L’européanisation de la présence française au Sahel : Emmanuel Macron veut capitaliser sur le Sommet de Pau
Six mois après la remise en question de la présence française au Sahel et l’engagement pris pour accélérer les efforts de lutte contre le terrorisme dans la région, la France, principale puissance impliquée dans la région, rencontre ses partenaires africains pour un point d’étape et lance un message fort à la communauté internationale : là où la France s’engagera, l’Europe s’engagera aussi.
Le Président Emmanuel Macron a relevé la montée en gamme des armées locales et les récents développements positifs enregistrés dans la région, marquée notamment par des victoires dans la zone des trois frontières et couronnée par l’exécution par l’armée française avec l’aide de partenaires locaux d’Abdelmalek Droukdel, chef d’Al Qaida au Maghreb Islamique (AQMI). Mais au-delà des réjouissances, le Sahel demeure encore en proie à de grandes difficultés et à la menace terroriste, l’instabilité politique et l’incertitude lié à la pandémie du COVID-19 fragilise des populations déjà précaires. Au niveau des Etats, l’équation est aussi complexe : Du côté de la France, on veut « européaniser » la présence au Sahel avec la force Takuba, mais aussi renforcer l’implication des armées locales. La place de l’approche sécuritaire est grande mais les Etats qui font face à une perte croissante de légitimité se doivent d’être renforcés, d’où la nécessité dans l’intervention européenne de l’inclusion d’une approche de développement local.

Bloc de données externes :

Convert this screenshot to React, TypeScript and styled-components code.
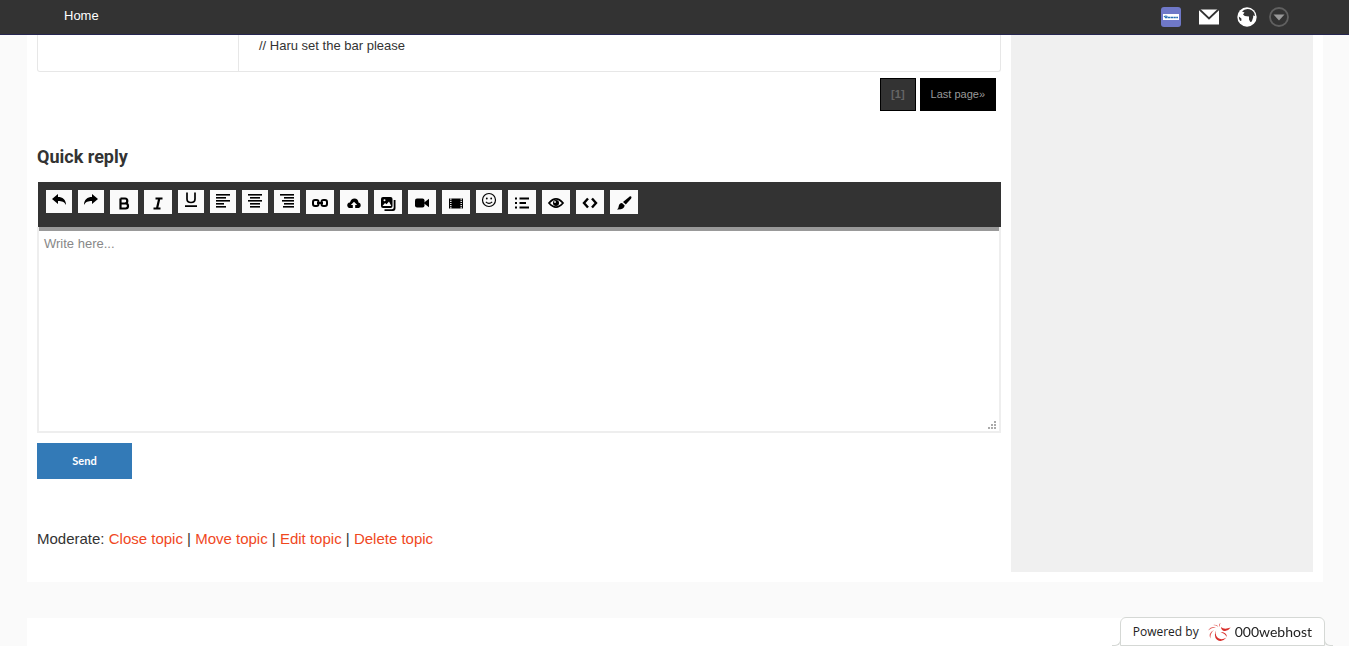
import React from 'react';
import styled, { createGlobalStyle } from 'styled-components';

const Global = createGlobalStyle`
  * { box-sizing: border-box; }
  body {
    margin: 0;
    background: #fafafa;
    color: #333;
    font-family: "Liberation Sans", Arial, sans-serif;
    font-size: 13px;
    line-height: 20px;
  }
  button { font: inherit; cursor: pointer; }
  a { text-decoration: none; }
  svg { display: block; }
`;

const TopBar = styled.header`
  display: flex;
  justify-content: space-between;
  height: 35px;
  padding: 6px 60px 0 64px;
  background: #333;
  border-bottom: 1px solid #262650;
`;

const HomeLink = styled.a`
  height: 20px;
  color: #fff;
`;

const TopIcons = styled.nav`
  display: flex;
  gap: 18px;
  padding-top: 1px;
`;

const IconPair = styled.div`
  display: flex;
  gap: 12px;
`;

const IconLink = styled.a`
  width: 20px;
  height: 20px;
  color: #fff;
`;

const Panel = styled.main`
  display: flex;
  gap: 10px;
  margin: 0 26px 36px 27px;
  padding: 0 10px;
  background: #fff;
`;

const Content = styled.div`
  flex: 1;
  min-width: 0;
  padding-bottom: 33px;
`;

const Sidebar = styled.aside`
  flex: 0 0 302px;
  margin-bottom: 10px;
  background: #f0f0f0;
`;

const Post = styled.article`
  display: flex;
  border: 1px solid #e7e7e7;
  border-top: 0;
  border-radius: 0 0 3px 3px;
`;

const PostAuthor = styled.div`
  flex: 0 0 201px;
  border-right: 1px solid #e7e7e7;
`;

const PostText = styled.div`
  padding: 1px 20px 15px;
`;

const Pager = styled.nav`
  display: flex;
  justify-content: flex-end;
  gap: 4px;
  margin: 6px 5px 34px 0;
`;

const PageLink = styled.a<{ $current?: boolean }>`
  padding: 5px 10px 6px;
  border: 1px solid #000;
  background: ${(p) => (p.$current ? '#333' : '#000')};
  color: ${(p) => (p.$current ? '#666' : '#999')};
  font-size: 11px;
  font-weight: ${(p) => (p.$current ? 700 : 400)};
`;

const Heading = styled.h2`
  margin: 0 0 13px;
  font-family: Roboto, "Liberation Sans", sans-serif;
  font-size: 18px;
  font-weight: 700;
  line-height: 24px;
`;

const Toolbar = styled.div`
  display: flex;
  align-items: flex-start;
  gap: 6px;
  height: 45px;
  margin-left: 1px;
  padding: 8px;
  background: #333;
`;

const Tool = styled.button<{ $small?: boolean }>`
  flex: none;
  display: flex;
  justify-content: center;
  align-items: ${(p) => (p.$small ? 'flex-start' : 'center')};
  width: ${(p) => (p.$small ? 26 : 28)}px;
  height: ${(p) => (p.$small ? 23 : 24)}px;
  padding: ${(p) => (p.$small ? 2 : 1)}px 0 0;
  border: 0;
  background: #fafafa;
  color: #000;
`;

const Editor = styled.div`
  position: relative;
  margin-bottom: 10px;
`;

const Reply = styled.textarea`
  display: block;
  width: 100%;
  height: 206px;
  padding: 7px 5px 3px;
  border: 2px solid #eee;
  border-top: 0;
  background: #fff;
  box-shadow: inset 0 4px #999;
  color: #333;
  font: inherit;
  resize: none;
  outline: none;
  &::placeholder { color: #888; }
`;

const Grip = styled.svg`
  position: absolute;
  right: 5px;
  bottom: 4px;
`;

const Send = styled.button`
  display: block;
  width: 95px;
  height: 36px;
  margin-bottom: 50px;
  padding: 0;
  border: 0;
  background: #337ab7;
  color: #fff;
  font-family: Lato, sans-serif;
  font-size: 11px;
  font-weight: 700;
`;

const Moderate = styled.p`
  margin: 0;
  font-size: 15px;
  a { color: #f0481e; }
`;

const Footer = styled.footer`
  height: 28px;
  margin: 0 26px 0 27px;
  background: #fff;
`;

const Powered = styled.a`
  position: fixed;
  right: 24px;
  bottom: 0;
  display: flex;
  align-items: center;
  gap: 8px;
  height: 29px;
  padding: 0 12px;
  border: 1px solid #d5d8d5;
  border-radius: 6px 6px 0 0;
  background: #fff;
  color: #222;
  font-family: "Open Sans", "Noto Sans", sans-serif;
  font-size: 12px;
  &::before, &::after {
    content: "";
    position: absolute;
    bottom: -1px;
    width: 8px;
    height: 6px;
    border-bottom: 1px solid #d5d8d5;
  }
  &::before { right: 100%; border-right: 1px solid #d5d8d5; border-bottom-right-radius: 6px; }
  &::after { left: 100%; border-left: 1px solid #d5d8d5; border-bottom-left-radius: 6px; }
`;

const Brand = styled.span`
  display: flex;
  align-items: center;
  gap: 4px;
  font-family: Lato, sans-serif;
  font-size: 14px;
`;

const Glyph = ({ children }: { children: React.ReactNode }) => (
  <svg width="18" height="16" viewBox="0 0 18 16" fill="currentColor" aria-hidden="true">{children}</svg>
);

const arrow = 'M2 7L8 2V5C12.500 5 16 7.500 16 13C14.300 9.800 12 9 8 9V12Z';

const lines = (starts: number[], widths: number[]) => (
  <Glyph>{starts.map((x, i) => <rect key={i} x={x} y={2 + i * 3} width={widths[i]} height="1.600" />)}</Glyph>
);

const Stroke = ({ d, width }: { d: string; width: number }) => (
  <path d={d} fill="none" stroke="currentColor" strokeWidth={width} />
);

const tools: { name: string; small?: boolean; icon: React.ReactNode }[] = [
  { name: 'Undo', small: true, icon: <Glyph><path d={arrow} /></Glyph> },
  { name: 'Redo', small: true, icon: <Glyph><path d={arrow} transform="matrix(-1 0 0 1 18 0)" /></Glyph> },
  { name: 'Bold', icon: <Glyph><Stroke width={2.2} d="M5.500 3.500V13.500H10.500Q13 13.500 13 11T10.500 8.500H6M5.500 3.500H10Q12.300 3.500 12.300 6T10 8.500" /></Glyph> },
  { name: 'Italic', icon: <Glyph><Stroke width={2.2} d="M6.500 3.500H13.500M10.300 3.500L8 13.500M4.500 13.500H11.500" /></Glyph> },
  { name: 'Underline', small: true, icon: <Glyph><Stroke width={1.7} d="M5 .5V7Q5 10.500 9 10.500T13 7V.5M3 14.200H15" /></Glyph> },
  { name: 'Align left', small: true, icon: lines([2, 2, 2, 2, 2], [14, 10, 14, 8, 10]) },
  { name: 'Align centre', small: true, icon: lines([2, 4, 2, 4, 4], [14, 10, 14, 10, 10]) },
  { name: 'Align right', small: true, icon: lines([2, 6, 4, 6, 5], [14, 10, 12, 10, 11]) },
  { name: 'Link', icon: (
    <Glyph>
      <g fill="none" stroke="currentColor" strokeWidth="2">
        <rect x="2" y="5" width="5.500" height="6" rx="2" />
        <rect x="10.500" y="5" width="5.500" height="6" rx="2" />
        <path d="M6 8h6" />
      </g>
    </Glyph>
  ) },
  { name: 'Upload', icon: (
    <Glyph>
      <path d="M4 13A3 3 0 0 1 3.500 7.800Q4.500 7.400 5 7.500Q6 3.500 9.500 3.500Q13 3.500 13.500 7.500A2.900 2.900 0 0 1 14 13Z" />
      <path d="M9 6.800L5.800 10H7.800V13H10.200V10H12.200Z" fill="#fafafa" />
    </Glyph>
  ) },
  { name: 'Images', icon: (
    <Glyph>
      <rect x="2" y="2" width="11.500" height="11" rx="2" />
      <path d="M14.700 5H16.500V13Q16.500 16 14 16H5.500V14.200H13Q14.700 14.200 14.700 12.500Z" />
      <path d="M3.500 11L6 8L7.500 9.300L10 6.500L12.300 11Z" fill="#fafafa" />
      <circle cx="5.500" cy="5.300" r="1" fill="#fafafa" />
    </Glyph>
  ) },
  { name: 'Video', icon: (
    <Glyph>
      <rect x="2" y="3.500" width="9.500" height="9" rx="2" />
      <path d="M10.500 8L16 3.800V12.200Z" />
    </Glyph>
  ) },
  { name: 'Film', icon: (
    <Glyph>
      <path d="M2 3.500H16V13.500H2Z" />
      <path d="M3.800 3.500V13.500M14.200 3.500V13.500" stroke="#fafafa" strokeWidth="1.400" strokeDasharray="1.200 1" />
    </Glyph>
  ) },
  { name: 'Smiley', small: true, icon: (
    <Glyph>
      <g fill="none" stroke="currentColor">
        <circle cx="9" cy="8" r="6.500" strokeWidth="1.200" />
        <path d="M5.800 9.800Q9 13 12.200 9.800" strokeWidth="1.100" />
      </g>
      <circle cx="6.800" cy="6.500" r=".9" />
      <circle cx="11.200" cy="6.500" r=".9" />
    </Glyph>
  ) },
  { name: 'List', icon: (
    <Glyph>
      <path d="M2 2.500h2v2H2zM2 7h2v2H2zM2 11.500h2v2H2zM6.500 2.500H16v2H6.500zM6.500 7H13v2H6.500zM6.500 11.500H16v2H6.500z" />
    </Glyph>
  ) },
  { name: 'Preview', icon: (
    <Glyph>
      <path d="M2 8Q9-.2 16 8Q9 16.200 2 8Z" fill="none" stroke="currentColor" strokeWidth="1.800" />
      <circle cx="9" cy="8" r="3" />
      <circle cx="8" cy="7" r=".9" fill="#fafafa" />
    </Glyph>
  ) },
  { name: 'Code', icon: <Glyph><Stroke width={2.4} d="M7 3.500L3 8L7 12.500M11 3.500L15 8L11 12.500" /></Glyph> },
  { name: 'Brush', icon: (
    <Glyph>
      <path d="M15 1.200Q17.300 1 16 3.800L10.800 9.500L8 7Z" />
      <path d="M7 8L9.700 10.500Q9 15 2 14.500Q3.600 13.500 3.700 11.300Q4 8.300 7 8Z" />
    </Glyph>
  ) },
];

const topics = ['Close topic', 'Move topic', 'Edit topic', 'Delete topic'];

export default function App() {
  return (
    <>
      <Global />
      <TopBar>
        <HomeLink href="#">Home</HomeLink>
        <TopIcons>
          <IconLink href="#" aria-label="Community">
            <svg width="20" height="20" viewBox="0 0 20 20">
              <rect width="20" height="20" rx="3" fill="#6f78c8" />
              <rect x="2" y="7" width="16" height="6" fill="#fff" />
              <path d="M3 10Q4.500 8.300 6.500 9.500" fill="none" stroke="#286fb5" strokeWidth="1.200" />
              <path d="M4 10.500H17" stroke="#286fb5" strokeWidth="1.400" strokeDasharray="2.400 .4" />
            </svg>
          </IconLink>
          <IconLink href="#" aria-label="Messages">
            <svg width="20" height="20" viewBox="0 0 20 20">
              <path d="M0 2.500H20V17.500H0Z" fill="#fff" />
              <path d="M0 2L10 11.500L20 2" fill="none" stroke="#333" strokeWidth="1.800" />
            </svg>
          </IconLink>
          <IconPair>
            <IconLink href="#" aria-label="Language">
              <svg width="20" height="20" viewBox="0 0 20 20">
                <circle cx="10" cy="10" r="9.700" fill="#fff" />
                <path d="M5 4.500Q7 2 10.500 2Q15 2 17.300 6L18 9L16 8.500L16.300 10L14.800 14.500L13.300 15L12 12.500V9.500L7.800 9L6 7.500L7.500 5.500Z" fill="#333" />
                <path d="M1.800 9.500L4.300 11.500L4.500 13.500L3.200 14Q1.800 12 1.800 9.500Z" fill="#333" />
              </svg>
            </IconLink>
            <IconLink href="#" aria-label="More">
              <svg width="20" height="20" viewBox="0 0 20 20">
                <circle cx="10" cy="10" r="9" fill="none" stroke="#606060" strokeWidth="1.800" />
                <path d="M4.500 7.500H15.500L10 13.500Z" fill="#999" />
              </svg>
            </IconLink>
          </IconPair>
        </TopIcons>
      </TopBar>
      <Panel>
        <Content>
          <Post>
            <PostAuthor />
            <PostText>// Haru set the bar please</PostText>
          </Post>
          <Pager>
            <PageLink href="#" $current>[1]</PageLink>
            <PageLink href="#">Last page»</PageLink>
          </Pager>
          <Heading>Quick reply</Heading>
          <Toolbar>
            {tools.map((t) => (
              <Tool key={t.name} type="button" aria-label={t.name} $small={t.small}>{t.icon}</Tool>
            ))}
          </Toolbar>
          <Editor>
            <Reply aria-label="Quick reply" placeholder="Write here..." />
            <Grip width="8" height="8" viewBox="0 0 8 8" fill="#aaa" aria-hidden="true">
              <path d="M6 0h2v2H6zM3 3h2v2H3zM6 3h2v2H6zM0 6h2v2H0zM3 6h2v2H3zM6 6h2v2H6z" />
            </Grip>
          </Editor>
          <Send type="button">Send</Send>
          <Moderate>
            Moderate:{' '}
            {topics.map((t, i) => (
              <React.Fragment key={t}>
                {i > 0 && ' | '}
                <a href="#">{t}</a>
              </React.Fragment>
            ))}
          </Moderate>
        </Content>
        <Sidebar />
      </Panel>
      <Footer />
      <Powered href="#">
        Powered by
        <Brand>
          <svg width="24" height="20" viewBox="0 0 24 20" fill="#d9302c">
            <path d="M14 5Q17 8 23.700 5.500Q20 10.500 15.800 8.500Q14 7.500 14 5Z" />
            <path d="M10.500 6Q6.500 12 11 16Q14.500 18.500 19.500 15.500Q15 21 10 17.800Q5.500 13.500 10.500 6Z" />
            <path d="M13.500 10Q19.500 10 20 15Q18 11.500 13.500 10Z" />
            <path d="M7 8Q3 11.500 3.500 16.500Q.5 11.500 7 8Z" opacity=".8" />
            <path d="M1 8.500Q4 4 9 5.300Q4.500 5.500 1 8.500Z" opacity=".8" />
            <path d="M6 3Q10 2 11.500 5Q9 3.200 6 3Z" opacity=".8" />
            <path d="M13.500 .8Q11.300 2.500 13 5Q12.500 2.500 13.500 .8Z" />
          </svg>
          000webhost
        </Brand>
      </Powered>
    </>
  );
}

La nécessité du renforcement de l’approche de développement chez l’Union Européenne
Les pays de la région appellent souvent à la nécessité de considérer la prospérité économique comme un pilier de la stabilisation de la région. Parmi les Européens, on appelle aussi à un effort économique "nous sommes convaincus que nous ne résoudrons pas le problème militairement", déclarait le ministre tchèque des Affaires étrangères Tomas Petricek. Le président de la Commission européenne, Jean-Claude Juncker, lui avait demandé un « plan Marshall pour l’Afrique ». Alors, à l’heure où l’Europe s’engage au côté de la France, pourquoi n’est faite aucune mention à l’impératif de développement des Etats du Sahel ? Bien que la réunion de Nouakchott est un point d’étape pour parler des efforts de contre-terrorisme mené par la France et ces alliés du Sahel, il est regrettable de voir que le lexique demeure exclusivement sécuritaire là où un accent particulier doit être mis sur les causes profondes du terrorisme, qui sont enracinés non dans l’ethnie, la tribu où la religion mais plutôt dans la précarité, l’exclusion et l’absence de perspectives socio-économique positives.
La force Takuba (sabre en français) est comme son nom l’indique uniquement développée dans un but militaire, et on peine encore à voir quels efforts seront déployés pour renforcer la légitimité des Etats fragilisés non seulement par la menace terroriste mais aussi par la faiblesse de leurs économies et de leurs institutions. Par exemple, La transformation de l’agriculture et la création d’une classe moyenne agricole dans ces pays est un levier. Passer d’une agriculture de subsistance à une agriculture génératrice de revenus permettrait de réduire drastiquement les appétits de violence et d’exode d’une grande partie des populations sahéliennes. Deuxièmement, la mise en place de programme pour l’émergence de cette jeunesse sahélienne abondante est impératif tant dans les secteurs de l’économie mais aussi de la décision. Il faut permettre à cette partie de la population de s’impliquer dans les institutions nationales peu importe leur appartenance ethniques ou sociales.
A l’heure où Emmanuel Macron appelle à une plus grande implication des membres de l’Union Européenne dans la zone, il est nécessaire de pouvoir aborder ces questions fondamentales pour l’avenir de la région. Le nexus Sécurité/développement est une approche viable et à long terme pour bâtir un agenda pérenne pour les Etats du Sahel, aborder la question du terrorisme uniquement sous un angle tactique et militaire élude la place de l’exclusion, de la précarité sociale et de la faiblesse des institutions comme facteurs explicatifs de la montée de l’extrémisme dans la région.
Toutefois, cette implication des membres de l’UE au Sahel pourrait encore attendre, car la plupart d’entre eux voit se profiler d’intenses agendas de politique interne largement imprégnés par la gestion de la crise sanitaire et des conséquences économiques de cette dernière.